TASK INSTRUCTIONS
Gather every line holding the string "index".
## Begin GIVEN MATERIAL
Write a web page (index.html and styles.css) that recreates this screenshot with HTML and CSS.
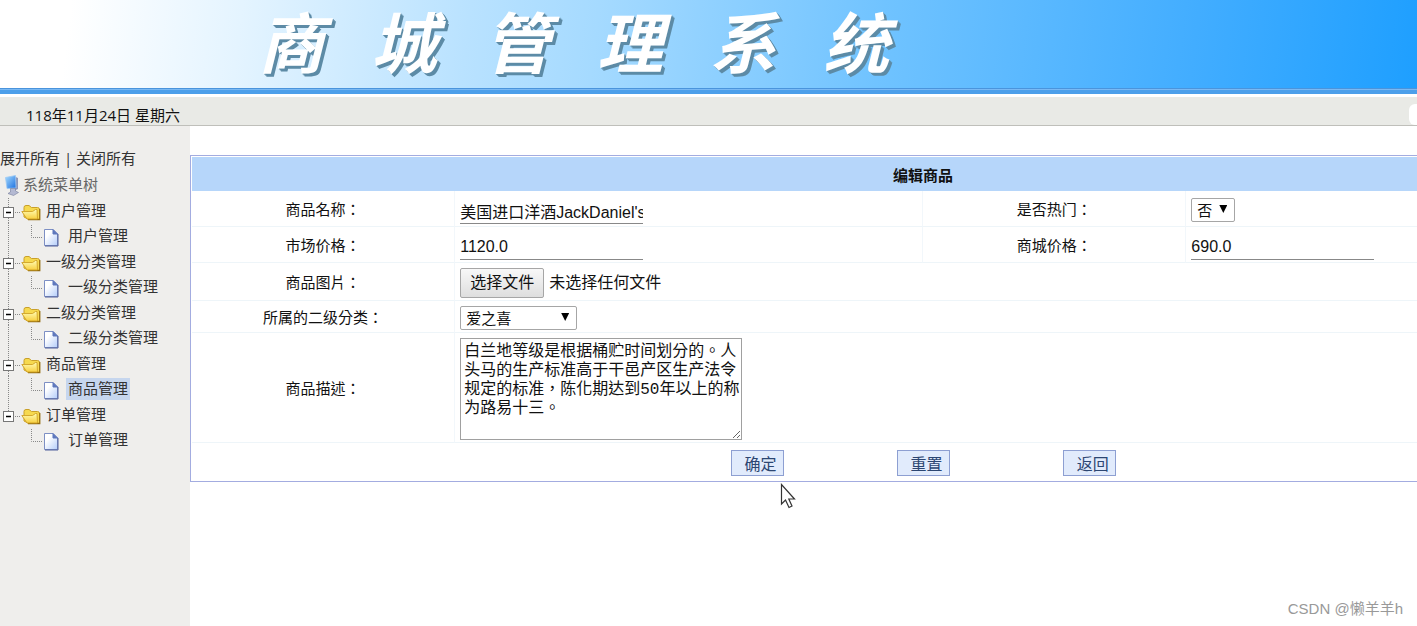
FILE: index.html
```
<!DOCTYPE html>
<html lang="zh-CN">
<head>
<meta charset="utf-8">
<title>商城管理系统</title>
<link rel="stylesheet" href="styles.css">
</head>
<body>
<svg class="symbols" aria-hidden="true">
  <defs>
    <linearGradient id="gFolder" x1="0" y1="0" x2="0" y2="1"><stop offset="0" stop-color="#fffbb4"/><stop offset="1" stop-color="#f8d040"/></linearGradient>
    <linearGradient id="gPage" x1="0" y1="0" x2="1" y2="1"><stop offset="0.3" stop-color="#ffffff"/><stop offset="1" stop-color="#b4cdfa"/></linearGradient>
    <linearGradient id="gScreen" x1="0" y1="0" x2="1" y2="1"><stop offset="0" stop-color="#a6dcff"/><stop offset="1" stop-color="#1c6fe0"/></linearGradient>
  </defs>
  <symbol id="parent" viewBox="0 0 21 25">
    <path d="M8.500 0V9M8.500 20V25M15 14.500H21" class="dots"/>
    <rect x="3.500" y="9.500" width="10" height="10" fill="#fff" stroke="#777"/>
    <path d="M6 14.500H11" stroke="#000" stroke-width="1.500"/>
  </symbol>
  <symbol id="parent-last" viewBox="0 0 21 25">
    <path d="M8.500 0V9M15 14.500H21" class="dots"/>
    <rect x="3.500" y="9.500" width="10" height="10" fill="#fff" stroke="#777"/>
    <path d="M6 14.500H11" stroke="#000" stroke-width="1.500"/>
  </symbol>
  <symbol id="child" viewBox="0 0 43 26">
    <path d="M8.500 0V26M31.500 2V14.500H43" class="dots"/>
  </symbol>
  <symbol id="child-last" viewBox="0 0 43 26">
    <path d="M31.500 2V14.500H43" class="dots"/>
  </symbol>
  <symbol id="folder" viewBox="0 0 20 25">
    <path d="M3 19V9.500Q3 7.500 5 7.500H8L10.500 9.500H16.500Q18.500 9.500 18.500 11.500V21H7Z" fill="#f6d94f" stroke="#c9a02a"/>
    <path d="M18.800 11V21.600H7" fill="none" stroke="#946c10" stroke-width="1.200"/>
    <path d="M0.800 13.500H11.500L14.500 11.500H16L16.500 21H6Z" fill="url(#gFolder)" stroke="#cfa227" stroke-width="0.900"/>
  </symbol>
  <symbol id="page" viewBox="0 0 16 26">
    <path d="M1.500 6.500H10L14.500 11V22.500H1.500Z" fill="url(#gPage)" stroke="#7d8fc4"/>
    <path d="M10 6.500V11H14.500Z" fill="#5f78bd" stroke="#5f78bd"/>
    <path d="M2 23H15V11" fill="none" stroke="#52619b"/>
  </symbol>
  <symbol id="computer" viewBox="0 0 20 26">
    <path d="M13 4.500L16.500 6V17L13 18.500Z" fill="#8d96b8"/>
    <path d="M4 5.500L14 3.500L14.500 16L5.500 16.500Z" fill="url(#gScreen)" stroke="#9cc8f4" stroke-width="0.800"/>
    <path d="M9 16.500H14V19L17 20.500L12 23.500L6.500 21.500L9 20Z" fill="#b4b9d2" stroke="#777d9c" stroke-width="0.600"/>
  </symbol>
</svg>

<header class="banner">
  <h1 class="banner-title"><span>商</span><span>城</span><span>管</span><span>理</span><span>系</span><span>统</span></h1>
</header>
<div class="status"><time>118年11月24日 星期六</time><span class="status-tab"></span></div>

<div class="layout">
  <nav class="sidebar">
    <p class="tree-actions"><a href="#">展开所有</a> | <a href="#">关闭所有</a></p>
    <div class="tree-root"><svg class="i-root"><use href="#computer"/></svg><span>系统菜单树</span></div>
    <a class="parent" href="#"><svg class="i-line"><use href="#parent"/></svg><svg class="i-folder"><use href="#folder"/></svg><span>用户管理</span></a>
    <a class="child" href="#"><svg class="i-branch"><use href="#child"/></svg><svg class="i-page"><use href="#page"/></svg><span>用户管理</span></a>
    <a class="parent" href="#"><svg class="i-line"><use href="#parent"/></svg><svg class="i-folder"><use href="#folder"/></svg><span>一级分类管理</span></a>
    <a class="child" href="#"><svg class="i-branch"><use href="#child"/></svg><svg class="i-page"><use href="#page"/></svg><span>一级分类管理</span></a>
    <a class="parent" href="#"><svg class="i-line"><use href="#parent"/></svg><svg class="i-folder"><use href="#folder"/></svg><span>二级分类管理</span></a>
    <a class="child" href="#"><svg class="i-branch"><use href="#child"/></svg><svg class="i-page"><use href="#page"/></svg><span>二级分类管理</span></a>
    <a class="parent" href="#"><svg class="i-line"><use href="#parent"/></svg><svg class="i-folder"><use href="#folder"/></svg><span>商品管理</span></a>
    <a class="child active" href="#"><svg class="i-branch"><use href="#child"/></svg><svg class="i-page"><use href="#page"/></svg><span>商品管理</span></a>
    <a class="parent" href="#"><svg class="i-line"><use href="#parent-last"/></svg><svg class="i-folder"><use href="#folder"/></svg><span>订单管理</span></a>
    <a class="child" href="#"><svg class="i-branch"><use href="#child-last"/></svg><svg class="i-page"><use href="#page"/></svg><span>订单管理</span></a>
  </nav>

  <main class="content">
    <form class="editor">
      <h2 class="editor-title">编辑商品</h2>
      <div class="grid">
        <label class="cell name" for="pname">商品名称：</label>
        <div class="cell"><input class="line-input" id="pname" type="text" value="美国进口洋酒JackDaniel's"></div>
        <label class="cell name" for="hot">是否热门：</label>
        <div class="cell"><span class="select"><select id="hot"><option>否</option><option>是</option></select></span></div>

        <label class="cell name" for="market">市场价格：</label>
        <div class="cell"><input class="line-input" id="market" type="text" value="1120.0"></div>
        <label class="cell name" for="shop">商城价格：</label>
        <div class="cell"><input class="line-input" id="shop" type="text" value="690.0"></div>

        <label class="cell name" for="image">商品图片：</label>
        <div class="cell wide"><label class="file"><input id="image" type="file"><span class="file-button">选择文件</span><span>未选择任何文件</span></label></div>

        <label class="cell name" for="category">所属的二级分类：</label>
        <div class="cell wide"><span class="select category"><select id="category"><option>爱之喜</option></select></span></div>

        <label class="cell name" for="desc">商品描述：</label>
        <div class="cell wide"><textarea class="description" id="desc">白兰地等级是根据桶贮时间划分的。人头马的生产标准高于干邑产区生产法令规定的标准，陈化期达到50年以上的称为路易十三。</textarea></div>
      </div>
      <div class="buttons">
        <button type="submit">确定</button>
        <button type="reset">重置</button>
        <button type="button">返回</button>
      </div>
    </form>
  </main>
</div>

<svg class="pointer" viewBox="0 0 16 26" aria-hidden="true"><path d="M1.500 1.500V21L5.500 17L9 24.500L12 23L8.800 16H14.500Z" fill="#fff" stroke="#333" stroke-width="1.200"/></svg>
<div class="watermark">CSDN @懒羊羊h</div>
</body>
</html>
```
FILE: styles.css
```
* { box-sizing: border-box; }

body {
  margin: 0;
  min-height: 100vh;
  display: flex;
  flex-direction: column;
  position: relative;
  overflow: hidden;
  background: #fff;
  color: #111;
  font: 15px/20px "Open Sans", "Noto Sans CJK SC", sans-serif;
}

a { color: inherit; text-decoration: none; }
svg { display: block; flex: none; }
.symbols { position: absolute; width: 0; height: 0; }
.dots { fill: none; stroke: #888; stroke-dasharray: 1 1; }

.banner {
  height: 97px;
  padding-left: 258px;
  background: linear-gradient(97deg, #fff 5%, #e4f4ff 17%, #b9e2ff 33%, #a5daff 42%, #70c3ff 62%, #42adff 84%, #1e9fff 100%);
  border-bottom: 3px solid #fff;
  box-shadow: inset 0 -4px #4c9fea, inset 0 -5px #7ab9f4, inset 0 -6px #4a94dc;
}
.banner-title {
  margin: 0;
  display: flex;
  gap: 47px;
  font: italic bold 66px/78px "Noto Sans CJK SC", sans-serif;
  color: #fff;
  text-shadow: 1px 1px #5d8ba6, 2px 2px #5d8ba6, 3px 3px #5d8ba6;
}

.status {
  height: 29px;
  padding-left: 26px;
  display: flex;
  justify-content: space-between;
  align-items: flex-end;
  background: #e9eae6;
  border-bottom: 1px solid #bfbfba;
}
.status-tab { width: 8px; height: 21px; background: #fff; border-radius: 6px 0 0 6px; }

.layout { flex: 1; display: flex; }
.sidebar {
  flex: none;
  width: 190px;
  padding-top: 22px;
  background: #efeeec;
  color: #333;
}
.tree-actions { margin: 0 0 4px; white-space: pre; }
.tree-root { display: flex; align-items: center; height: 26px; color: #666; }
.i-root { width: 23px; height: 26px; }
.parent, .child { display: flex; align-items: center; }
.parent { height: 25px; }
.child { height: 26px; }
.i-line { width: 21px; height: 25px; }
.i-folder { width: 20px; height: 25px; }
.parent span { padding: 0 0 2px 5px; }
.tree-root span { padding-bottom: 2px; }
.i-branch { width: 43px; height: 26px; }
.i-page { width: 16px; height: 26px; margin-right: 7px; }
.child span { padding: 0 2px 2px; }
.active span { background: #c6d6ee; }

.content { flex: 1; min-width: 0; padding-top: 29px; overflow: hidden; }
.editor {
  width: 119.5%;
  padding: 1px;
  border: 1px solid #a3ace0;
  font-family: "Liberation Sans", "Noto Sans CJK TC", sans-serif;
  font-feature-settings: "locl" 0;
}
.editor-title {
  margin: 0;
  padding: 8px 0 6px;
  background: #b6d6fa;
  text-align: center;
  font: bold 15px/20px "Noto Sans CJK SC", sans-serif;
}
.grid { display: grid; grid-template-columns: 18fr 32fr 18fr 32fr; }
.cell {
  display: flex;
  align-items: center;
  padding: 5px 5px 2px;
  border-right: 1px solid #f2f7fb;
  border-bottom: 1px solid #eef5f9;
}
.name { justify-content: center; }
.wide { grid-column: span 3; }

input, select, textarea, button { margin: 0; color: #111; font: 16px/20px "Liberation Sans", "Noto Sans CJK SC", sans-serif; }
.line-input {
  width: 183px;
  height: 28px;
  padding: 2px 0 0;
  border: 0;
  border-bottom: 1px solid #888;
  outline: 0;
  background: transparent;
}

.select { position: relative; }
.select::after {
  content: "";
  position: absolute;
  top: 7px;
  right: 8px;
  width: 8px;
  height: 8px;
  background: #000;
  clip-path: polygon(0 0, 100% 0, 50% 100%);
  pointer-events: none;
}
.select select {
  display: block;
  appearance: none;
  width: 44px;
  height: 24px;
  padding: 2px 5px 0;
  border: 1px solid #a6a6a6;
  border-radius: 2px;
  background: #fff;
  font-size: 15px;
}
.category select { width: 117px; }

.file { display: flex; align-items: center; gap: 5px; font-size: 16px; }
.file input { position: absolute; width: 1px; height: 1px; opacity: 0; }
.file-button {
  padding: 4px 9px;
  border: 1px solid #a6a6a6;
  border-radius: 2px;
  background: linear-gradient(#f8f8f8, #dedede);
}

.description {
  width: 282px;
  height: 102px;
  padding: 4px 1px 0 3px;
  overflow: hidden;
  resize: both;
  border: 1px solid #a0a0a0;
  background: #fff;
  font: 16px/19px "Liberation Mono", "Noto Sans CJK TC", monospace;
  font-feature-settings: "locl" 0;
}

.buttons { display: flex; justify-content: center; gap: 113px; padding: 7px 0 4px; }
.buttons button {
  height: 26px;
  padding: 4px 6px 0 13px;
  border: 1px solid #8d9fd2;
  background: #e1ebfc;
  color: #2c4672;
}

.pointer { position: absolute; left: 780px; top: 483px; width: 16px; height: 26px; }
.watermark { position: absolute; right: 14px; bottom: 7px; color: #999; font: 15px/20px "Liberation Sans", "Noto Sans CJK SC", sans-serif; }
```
## End GIVEN MATERIAL
RESPONSE TO THIS EXERCISE
Write a web page (index.html and styles.css) that recreates this screenshot with HTML and CSS.
FILE: index.html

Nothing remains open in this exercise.